As far as first impressions, both the students and faculty and University administrators have been very welcoming. I’ve been particularly impressed KRE’s role in Japanese Studies and European intellectual history. I’m glad to see both a presence and interest in Persian History as well as a faculty and student interest in Ottoman Mediterranean and Middle East History. I look forward to getting to know more of the faculty and students in the next few months.
What are your current research projects? Are these projects linked to Hungary and Hungarian culture in any way?
I’m in the early stages of a historiographic project that will look into Ottoman historiography in the early twentieth century. The project will focus on Franz Babinger’s invitation from Nicolai Iorga during the interwar period to teach at Bucharest University. Both Iorga and Babinger wrote histories of the Ottoman Empire, yet there is very little historiography on the academic relationship that resulted from their shared time in Bucharest. Iorga’s history has fallen to the wayside because of its lack of engagement with the Ottoman sources. Babinger has maintained momentum and gravity in the Ottoman scholarship despite long-standing criticism. Yet, Ottoman scholarship discounting of Iorga’s work may have been premature; it has overlooked two crucial factors, namely, the role of French and German scholarship in the historians’ work and the broader historical context in which they conducted their scholarship; also, the period of World War I and the interwar period - a time the narratives of both nations and empires were going through a dynamic process. So, what do these have to do with Hungary?

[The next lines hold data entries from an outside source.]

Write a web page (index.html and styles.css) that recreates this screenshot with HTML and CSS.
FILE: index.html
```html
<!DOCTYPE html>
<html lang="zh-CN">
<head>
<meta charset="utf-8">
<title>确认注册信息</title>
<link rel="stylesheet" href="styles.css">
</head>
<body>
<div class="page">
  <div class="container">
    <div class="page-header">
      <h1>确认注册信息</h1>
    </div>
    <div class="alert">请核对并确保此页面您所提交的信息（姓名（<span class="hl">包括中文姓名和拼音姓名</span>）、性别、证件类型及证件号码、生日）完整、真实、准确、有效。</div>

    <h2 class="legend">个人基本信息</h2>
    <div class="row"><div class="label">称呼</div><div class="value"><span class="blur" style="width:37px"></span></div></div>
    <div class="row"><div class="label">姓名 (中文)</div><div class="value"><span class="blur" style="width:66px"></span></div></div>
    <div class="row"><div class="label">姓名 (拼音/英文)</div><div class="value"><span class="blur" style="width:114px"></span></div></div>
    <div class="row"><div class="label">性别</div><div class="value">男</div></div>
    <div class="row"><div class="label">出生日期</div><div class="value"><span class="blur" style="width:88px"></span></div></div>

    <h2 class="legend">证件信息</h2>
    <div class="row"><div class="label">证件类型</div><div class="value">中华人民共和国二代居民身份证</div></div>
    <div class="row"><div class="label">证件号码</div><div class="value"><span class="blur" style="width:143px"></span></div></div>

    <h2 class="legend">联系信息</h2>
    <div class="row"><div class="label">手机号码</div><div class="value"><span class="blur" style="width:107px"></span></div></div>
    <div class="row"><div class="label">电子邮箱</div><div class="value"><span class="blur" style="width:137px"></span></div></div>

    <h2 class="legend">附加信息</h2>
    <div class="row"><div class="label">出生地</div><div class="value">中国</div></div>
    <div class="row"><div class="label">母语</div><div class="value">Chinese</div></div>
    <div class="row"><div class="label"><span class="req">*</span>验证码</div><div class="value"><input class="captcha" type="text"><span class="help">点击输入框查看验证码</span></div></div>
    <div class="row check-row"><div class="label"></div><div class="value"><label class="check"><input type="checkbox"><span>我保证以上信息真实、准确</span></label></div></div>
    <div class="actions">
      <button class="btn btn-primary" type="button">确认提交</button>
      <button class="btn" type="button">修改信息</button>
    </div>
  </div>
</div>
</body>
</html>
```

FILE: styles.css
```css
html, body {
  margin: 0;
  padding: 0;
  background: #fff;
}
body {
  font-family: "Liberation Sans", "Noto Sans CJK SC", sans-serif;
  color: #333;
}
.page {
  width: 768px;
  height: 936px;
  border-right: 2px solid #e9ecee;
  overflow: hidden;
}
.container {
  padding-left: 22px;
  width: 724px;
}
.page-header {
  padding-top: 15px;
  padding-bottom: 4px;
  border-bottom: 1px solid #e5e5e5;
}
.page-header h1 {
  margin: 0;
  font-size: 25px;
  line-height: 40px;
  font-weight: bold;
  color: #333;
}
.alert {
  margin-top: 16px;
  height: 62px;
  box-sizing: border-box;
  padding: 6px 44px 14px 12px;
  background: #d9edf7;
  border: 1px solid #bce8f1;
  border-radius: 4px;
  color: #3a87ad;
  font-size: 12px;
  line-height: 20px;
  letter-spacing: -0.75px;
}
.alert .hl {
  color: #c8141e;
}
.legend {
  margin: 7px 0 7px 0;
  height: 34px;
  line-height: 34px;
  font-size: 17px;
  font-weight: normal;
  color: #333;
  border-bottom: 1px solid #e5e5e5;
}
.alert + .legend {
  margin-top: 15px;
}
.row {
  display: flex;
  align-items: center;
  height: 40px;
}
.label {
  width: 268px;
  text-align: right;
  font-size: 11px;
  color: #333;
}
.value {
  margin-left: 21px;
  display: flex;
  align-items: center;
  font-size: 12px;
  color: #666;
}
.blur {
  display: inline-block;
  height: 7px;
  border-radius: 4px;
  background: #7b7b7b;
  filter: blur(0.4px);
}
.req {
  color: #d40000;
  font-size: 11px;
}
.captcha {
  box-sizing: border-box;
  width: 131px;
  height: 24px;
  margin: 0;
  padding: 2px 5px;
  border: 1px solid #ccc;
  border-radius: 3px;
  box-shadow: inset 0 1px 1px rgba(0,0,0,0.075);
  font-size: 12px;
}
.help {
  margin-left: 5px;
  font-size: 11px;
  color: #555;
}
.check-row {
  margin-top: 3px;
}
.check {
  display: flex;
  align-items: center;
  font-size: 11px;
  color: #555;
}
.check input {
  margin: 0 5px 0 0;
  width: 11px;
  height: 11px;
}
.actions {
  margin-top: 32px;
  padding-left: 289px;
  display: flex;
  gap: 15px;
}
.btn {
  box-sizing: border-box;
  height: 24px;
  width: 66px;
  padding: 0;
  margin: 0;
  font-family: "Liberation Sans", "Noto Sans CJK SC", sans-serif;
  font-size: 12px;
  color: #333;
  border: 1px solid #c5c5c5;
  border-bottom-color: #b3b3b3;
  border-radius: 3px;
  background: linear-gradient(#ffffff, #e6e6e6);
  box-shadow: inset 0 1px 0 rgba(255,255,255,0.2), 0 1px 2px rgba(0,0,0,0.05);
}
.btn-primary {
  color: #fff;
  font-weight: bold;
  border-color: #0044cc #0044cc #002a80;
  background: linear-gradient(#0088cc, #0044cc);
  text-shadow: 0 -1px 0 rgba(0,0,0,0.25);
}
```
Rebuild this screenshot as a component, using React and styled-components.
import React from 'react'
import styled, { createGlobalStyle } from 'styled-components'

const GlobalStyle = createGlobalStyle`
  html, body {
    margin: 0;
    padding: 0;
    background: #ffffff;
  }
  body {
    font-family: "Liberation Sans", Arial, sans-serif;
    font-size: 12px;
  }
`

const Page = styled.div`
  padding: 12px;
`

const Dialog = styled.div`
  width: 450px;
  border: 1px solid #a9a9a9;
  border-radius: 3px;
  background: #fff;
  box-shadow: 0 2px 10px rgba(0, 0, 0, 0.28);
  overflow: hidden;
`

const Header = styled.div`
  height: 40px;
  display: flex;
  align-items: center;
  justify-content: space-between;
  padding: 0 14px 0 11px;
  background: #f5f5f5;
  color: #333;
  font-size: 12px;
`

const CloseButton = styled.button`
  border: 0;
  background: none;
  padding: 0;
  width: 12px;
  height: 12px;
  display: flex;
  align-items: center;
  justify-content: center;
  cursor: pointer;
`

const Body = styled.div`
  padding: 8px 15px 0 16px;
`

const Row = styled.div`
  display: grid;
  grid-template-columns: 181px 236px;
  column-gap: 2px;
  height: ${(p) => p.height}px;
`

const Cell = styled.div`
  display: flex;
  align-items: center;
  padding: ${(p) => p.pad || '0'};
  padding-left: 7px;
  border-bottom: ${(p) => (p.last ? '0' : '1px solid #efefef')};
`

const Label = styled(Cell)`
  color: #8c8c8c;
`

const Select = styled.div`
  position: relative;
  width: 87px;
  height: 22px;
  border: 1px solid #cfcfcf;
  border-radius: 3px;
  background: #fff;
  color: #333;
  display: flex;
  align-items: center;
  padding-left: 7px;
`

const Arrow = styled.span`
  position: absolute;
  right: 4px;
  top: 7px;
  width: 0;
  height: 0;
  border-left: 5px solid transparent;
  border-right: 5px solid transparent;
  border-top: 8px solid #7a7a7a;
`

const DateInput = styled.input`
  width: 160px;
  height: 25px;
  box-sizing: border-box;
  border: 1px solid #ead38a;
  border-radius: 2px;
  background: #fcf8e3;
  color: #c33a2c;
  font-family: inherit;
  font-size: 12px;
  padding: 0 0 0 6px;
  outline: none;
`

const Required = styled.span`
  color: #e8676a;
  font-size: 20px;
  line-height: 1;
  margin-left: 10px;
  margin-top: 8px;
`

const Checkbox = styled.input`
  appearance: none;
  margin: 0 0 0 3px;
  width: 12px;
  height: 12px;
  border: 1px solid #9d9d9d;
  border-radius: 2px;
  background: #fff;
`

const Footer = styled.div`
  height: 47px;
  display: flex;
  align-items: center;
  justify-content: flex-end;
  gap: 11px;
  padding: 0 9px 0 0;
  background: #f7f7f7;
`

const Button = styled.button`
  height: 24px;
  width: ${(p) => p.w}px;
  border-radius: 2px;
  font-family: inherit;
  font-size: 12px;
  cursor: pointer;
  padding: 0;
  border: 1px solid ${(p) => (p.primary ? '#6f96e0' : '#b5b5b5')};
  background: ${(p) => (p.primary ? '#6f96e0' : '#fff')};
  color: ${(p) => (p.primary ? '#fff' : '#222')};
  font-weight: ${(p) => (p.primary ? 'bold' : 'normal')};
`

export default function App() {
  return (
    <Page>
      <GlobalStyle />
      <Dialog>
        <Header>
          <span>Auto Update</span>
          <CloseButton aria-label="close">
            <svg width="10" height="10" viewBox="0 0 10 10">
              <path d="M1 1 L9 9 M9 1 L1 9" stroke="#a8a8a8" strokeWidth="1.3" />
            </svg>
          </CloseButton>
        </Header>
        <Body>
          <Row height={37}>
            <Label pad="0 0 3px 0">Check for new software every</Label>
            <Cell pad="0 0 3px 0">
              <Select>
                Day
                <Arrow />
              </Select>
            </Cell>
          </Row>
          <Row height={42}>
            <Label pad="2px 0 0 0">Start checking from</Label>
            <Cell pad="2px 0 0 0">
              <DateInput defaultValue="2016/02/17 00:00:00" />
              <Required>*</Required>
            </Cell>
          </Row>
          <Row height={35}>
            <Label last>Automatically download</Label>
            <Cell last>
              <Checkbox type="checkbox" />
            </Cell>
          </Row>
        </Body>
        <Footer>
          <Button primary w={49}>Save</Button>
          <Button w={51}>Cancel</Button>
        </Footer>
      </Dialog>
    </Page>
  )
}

Babinger’s seminal work Mehmed the Conqueror and his Time focuses on the Ottoman fifteenth century and it has cast the role of Hungary as crusading Christian power dedicated to saving Europe from the “Turkish menace.” Yet, this too, is myopic; it flattens the role that Hungary played in a larger Mediterranean world. By approaching the fifteenth century by way of historiography and history of scholarship, I hope to peel back these layers of historiography and narrative revisiting the Ottoman and Hungarian fifteenth century. Equally important, there are still new avenues in the scholarship regarding Hungary’s role in the Ottoman sixteenth century. Ottoman historical narratives such as the Süleymanname or Tarih-i Feth-i Siklos Estergon ve Istol (n) i-Belgrad, written in tradition of the Persian Shahnameh, share common ground with textual Alexandriana in their roles as narrative histories and “mirrors for princes” and deal directly with the Ottoman Balkans and Ottoman Hungary, in particular.